家里一只废弃不用的碗橱,被我重新装上玻璃,刷过漆后,用来安放得而复失,又失而复得的书本。
父亲从千里之外带回来的旧单人床,也被我重新上了漆,用来安放疲惫不堪的躯体与灵魂。
鸣虫叽叽,蛙声呱呱的夏夜,因电压不足而略显暗淡灯光下,透过微微发黄的字里行间,神游于红与黑中于连的世界,德伯家苔丝悲情的人生,抑或何其芳诗意的画梦人生,郁达夫水样的春愁,范若丁娓娓道来的白河纪梦,迷迷茫茫中,似梦非梦,真耶幻耶?
有时夜里停电,到屋外走廊方桌边秉烛夜读,庭院里月光如水,洒落一地,四周寂无人声。读倦了,便合上书页,踏着月光,推开吱呀作响的后门,走过竹影轻摇的石桥,绕过低矮幽暗的猪圈,穿过不复存在的旧城门,迈入灯火昏黄的食杂店,摸出身上仅有的几张纸钞,买上一瓶米酒,和一包下酒的花生米,转身低头在月色中踩着自己的影子,重新回到方桌边,对着桌上烛火和满庭院月光自斟自饮。若是没来由地想起“梨花院落溶溶月,柳絮池塘淡淡风”之句,或是年少的郁达夫和赵家女孩在月下无言的相对,内心便涌起不可名状的柔情。
夜半时分,书窗外传来沙沙沙击打声,细密雨点在龙眼树枝叶间响成一片。朦胧睡眼中,好像又回到童年,屋檐下水流如注,跟我一起躲雨的,还有家里养的一只老母鸡,和它的一群雏儿。我们把家安在哪儿,它们就跟随到哪儿。
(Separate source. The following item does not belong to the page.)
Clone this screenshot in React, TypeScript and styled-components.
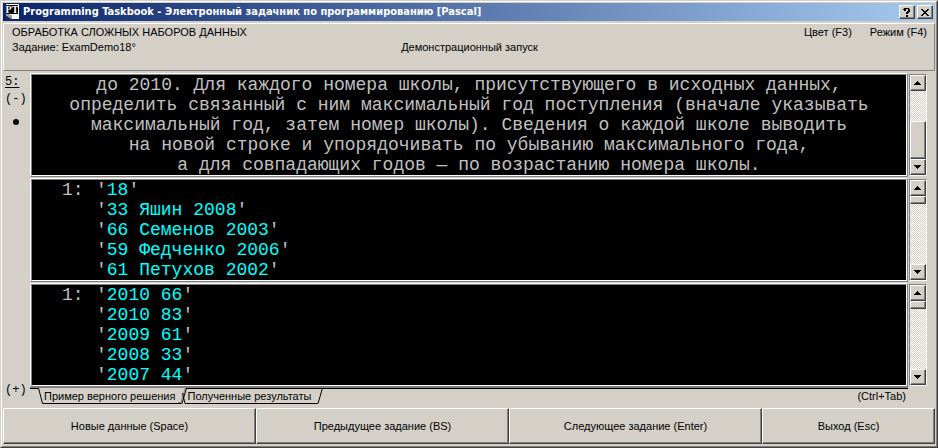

书架上,母亲到集市里买回来的时钟滴滴答答响个不停。孤寂的灯光从墙壁彩色挂历上反射过来,五彩斑斓,迷蒙虚幻,我看见雨水泛滥成灾,淹没了那片林地,静静斜立于水中的树木,把树影投在荡漾的碧波里,幽静凄凉。有几棵树已枯死,厚厚青苔攀附在灰白树皮上,野草四处疯长,弥漫整条堤岸。清风微拂,我似乎又见到熟悉的身影和笑脸,从林间空地走来,呼唤着我的小名。
我的视线再次模糊,泪光闪烁中消失了所有影像。我知道,相逢的人,终有一天会再重逢。